Julia Seay, Ph.D., research assistant professor at Sylvester Comprehensive Cancer Center at the University of Miami Miller School of Medicine, is the lead author of the study on the feasibility and acceptability of this training program, which is a multi-institutional collaboration between investigators at Sylvester, Moffitt Cancer Center in Tampa, and the University of Florida Health Cancer Center in Gainesville.
“In general, LGBT cancer survivors report worse overall health than heterosexual and cisgender survivors,” Dr. Seay said. “Sexual minority cancer survivors also report they are less satisfied than heterosexual survivors with their cancer treatment and care. This suggests that systems of care may not be designed to address the needs of these communities. As part of a broader effort to address disparities and improve cancer care and survivorship among LGBT people, we are working to improve LGBT cultural competency among oncologists.”
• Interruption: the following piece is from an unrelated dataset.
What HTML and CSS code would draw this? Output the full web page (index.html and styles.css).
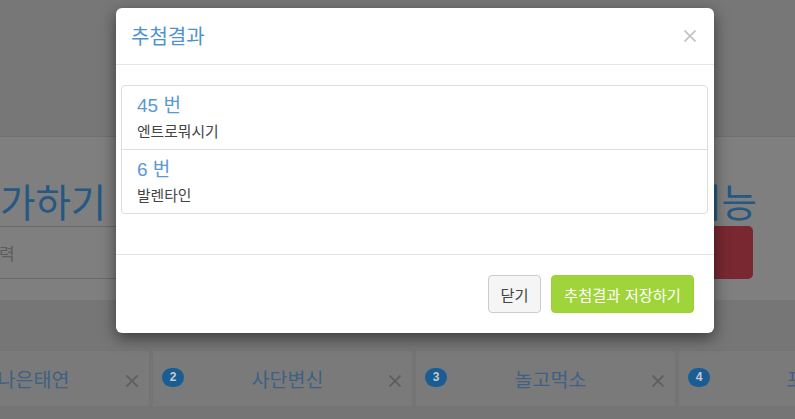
FILE: index.html
```html
<!DOCTYPE html>
<html lang="ko">
<head>
<meta charset="utf-8">
<title>추첨결과</title>
<link rel="stylesheet" href="styles.css">
</head>
<body>
<div class="page">
  <div class="top"></div>
  <div class="main">
    <div class="title-row">
      <span class="big-title left">가하기</span>
      <span class="big-title right">기능</span>
    </div>
    <div class="form-row">
      <div class="input"><span class="placeholder">력</span></div>
      <div class="red-btn"></div>
    </div>
  </div>
  <div class="band"></div>
  <div class="cards">
    <div class="card"><span class="badge">1</span><span class="card-name">하나은태연</span><span class="card-x"><svg width="12" height="12" viewBox="0 0 12 12"><path d="M0.5 0.5 L11.5 11.5 M11.5 0.5 L0.5 11.5" stroke="#5e5e5e" stroke-width="1.8" fill="none"/></svg></span></div>
    <div class="card"><span class="badge">2</span><span class="card-name">사단변신</span><span class="card-x"><svg width="12" height="12" viewBox="0 0 12 12"><path d="M0.5 0.5 L11.5 11.5 M11.5 0.5 L0.5 11.5" stroke="#5e5e5e" stroke-width="1.8" fill="none"/></svg></span></div>
    <div class="card"><span class="badge">3</span><span class="card-name">놀고먹소</span><span class="card-x"><svg width="12" height="12" viewBox="0 0 12 12"><path d="M0.5 0.5 L11.5 11.5 M11.5 0.5 L0.5 11.5" stroke="#5e5e5e" stroke-width="1.8" fill="none"/></svg></span></div>
    <div class="card"><span class="badge">4</span><span class="card-name">포도알</span><span class="card-x"><svg width="12" height="12" viewBox="0 0 12 12"><path d="M0.5 0.5 L11.5 11.5 M11.5 0.5 L0.5 11.5" stroke="#5e5e5e" stroke-width="1.8" fill="none"/></svg></span></div>
  </div>
</div>

<div class="modal">
  <div class="modal-header">
    <h4 class="modal-title">추첨결과</h4>
    <span class="close">
      <svg width="12" height="12" viewBox="0 0 12 12"><path d="M0.5 0.5 L11.5 11.5 M11.5 0.5 L0.5 11.5" stroke="#c2c2c2" stroke-width="1.6" fill="none"/></svg>
    </span>
  </div>
  <div class="modal-body">
    <div class="list-group">
      <div class="list-item">
        <h4 class="item-heading">45 번</h4>
        <p class="item-text">엔트로뭐시기</p>
      </div>
      <div class="list-item">
        <h4 class="item-heading">6 번</h4>
        <p class="item-text">발렌타인</p>
      </div>
    </div>
  </div>
  <div class="modal-footer">
    <span class="btn btn-default">닫기</span>
    <span class="btn btn-green">추첨결과 저장하기</span>
  </div>
</div>
</body>
</html>
```

FILE: styles.css
```css
* { box-sizing: border-box; }
html, body {
  margin: 0;
  padding: 0;
  width: 795px;
  height: 419px;
  overflow: hidden;
  background: #757575;
  font-family: "Liberation Sans", "Noto Sans CJK KR", sans-serif;
  font-size: 14px;
  color: #333;
}
.page {
  width: 795px;
  height: 419px;
  overflow: hidden;
}
.top {
  height: 137px;
  background: #777777;
  border-bottom: 1px solid #6f6f6f;
}
.main {
  height: 163px;
  background: #7f7f7f;
  padding-top: 38px;
}
.title-row {
  display: flex;
  justify-content: space-between;
  height: 50px;
  padding: 0 38px 0 0;
}
.big-title {
  font-family: "Noto Sans CJK KR", sans-serif;
  font-size: 38.5px;
  line-height: 50px;
  color: #255882;
}
.form-row {
  display: flex;
  justify-content: space-between;
  padding: 0 42px 0 0;
  margin-top: 1px;
}
.input {
  width: 420px;
  height: 53px;
  border-top: 1px solid #6a6a6a;
  border-bottom: 1px solid #6a6a6a;
  display: flex;
  align-items: center;
}
.placeholder {
  font-family: "Noto Sans CJK KR", sans-serif;
  font-size: 17px;
  color: #5c5c5c;
  margin-left: -1px;
}
.red-btn {
  width: 200px;
  height: 53px;
  background: #792831;
  border-radius: 5px;
}
.band {
  height: 50px;
  background: #767676;
}
.cards {
  display: flex;
  height: 57px;
  margin-left: -111px;
  gap: 2px;
}
.card {
  flex: 0 0 261px;
  height: 57px;
  background: #7a7a7a;
  border: 1px solid #747474;
  display: flex;
  align-items: center;
  padding: 0 11px 0 9px;
}
.badge {
  width: 22px;
  height: 19px;
  border-radius: 10px;
  background: #1a5d95;
  color: #c9c9c9;
  font-weight: bold;
  font-size: 12px;
  line-height: 19px;
  text-align: center;
  font-family: "Liberation Sans", sans-serif;
  margin-top: -2px;
}
.card-name {
  flex: 1;
  text-align: center;
  font-family: "Noto Sans CJK KR", sans-serif;
  font-size: 19.5px;
  color: #3e6184;
  padding-left: 2px;
}
.card-x {
  display: flex;
  width: 12px;
  height: 12px;
  margin-top: 4px;
}

/* modal */
.modal {
  position: absolute;
  left: 116px;
  top: 8px;
  width: 598px;
  background: #fff;
  border-radius: 6px;
  box-shadow: 0 5px 15px rgba(0, 0, 0, 0.5);
}
.modal-header {
  height: 57px;
  padding: 0 18px 0 15px;
  border-bottom: 1px solid #e5e5e5;
  display: flex;
  align-items: center;
  justify-content: space-between;
}
.modal-title {
  margin: 0;
  font-family: "Noto Sans CJK KR", sans-serif;
  font-weight: normal;
  font-size: 20px;
  color: #4f93cc;
  line-height: 24px;
}
.close {
  display: flex;
  width: 12px;
  height: 12px;
  margin-top: -1px;
}
.modal-body {
  padding: 20px 6px 40px 5px;
}
.list-group {
  border: 1px solid #dddddd;
  border-radius: 4px;
}
.list-item {
  height: 63px;
  padding: 9px 15px 0;
}
.list-item + .list-item {
  height: 64px;
  border-top: 1px solid #dddddd;
}
.item-heading {
  margin: 0 0 4px;
  font-weight: normal;
  font-size: 19px;
  line-height: 22px;
  color: #5a99d2;
  font-family: "Liberation Sans", "Noto Sans CJK KR", sans-serif;
}
.item-text {
  margin: 0;
  font-family: "Noto Sans CJK KR", sans-serif;
  font-size: 14.8px;
  line-height: 20px;
  color: #444;
}
.modal-footer {
  border-top: 1px solid #e5e5e5;
  padding: 20px 20px 20px;
  display: flex;
  justify-content: flex-end;
  gap: 10px;
}
.btn {
  display: inline-flex;
  align-items: center;
  justify-content: center;
  height: 38px;
  border-radius: 4px;
  font-family: "Noto Sans CJK KR", sans-serif;
  font-size: 15.3px;
}
.btn-default {
  width: 53px;
  background: #f5f5f5;
  border: 1px solid #cccccc;
  color: #444;
}
.btn-green {
  width: 143px;
  background: #9fd43a;
  color: #fff;
  border: 1px solid #9bd135;
}
```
The training program consists of four, 30-minute online modules. Topics range from gender identity terminology to hormone therapy considerations for transgender patients and fertility discussions with LGBT cancer patients.
“This work is critically important in addressing documented disparities in cancer outcomes within the LGBT community,” said Erin Kobetz, Ph.D., MPH, senior associate dean for health disparities at Sylvester. “By educating oncologists about the unique challenges LGBT individuals face in accessing care throughout the cancer continuum — from prevention to survivorship — we are developing new competencies within the health care workforce that may meaningfully address such barriers and make progress toward health equity.”
To date, 20 oncologists from the three cancer centers have received the training and provided feedback. Among the participating oncologists, 75 percent were heterosexual and cisgender.
Oncologists’ LGBT-related knowledge increased after completion of the training. The proportion of participants who correctly answered more than 90 percent of LGBT-related knowledge items was 33 percent before training and 85 percent afterward. Among participants, 70 percent also reported an increase in favorable perspectives toward LGBT people, and 80 percent reported increasing their endorsement of LGBT-serving clinical practices.
“The most important finding of this pilot study is that the training is both feasible and acceptable for oncologists,” Dr. Seay said. “The majority of participants found the content of the training to be informative and useful, and the delivery of the training to be highly acceptable.”
She and her colleagues hope to be able to examine the effectiveness of this training among oncologists across the country soon.
This study was supported by a grant from the Florida Academic Cancer Center Alliance.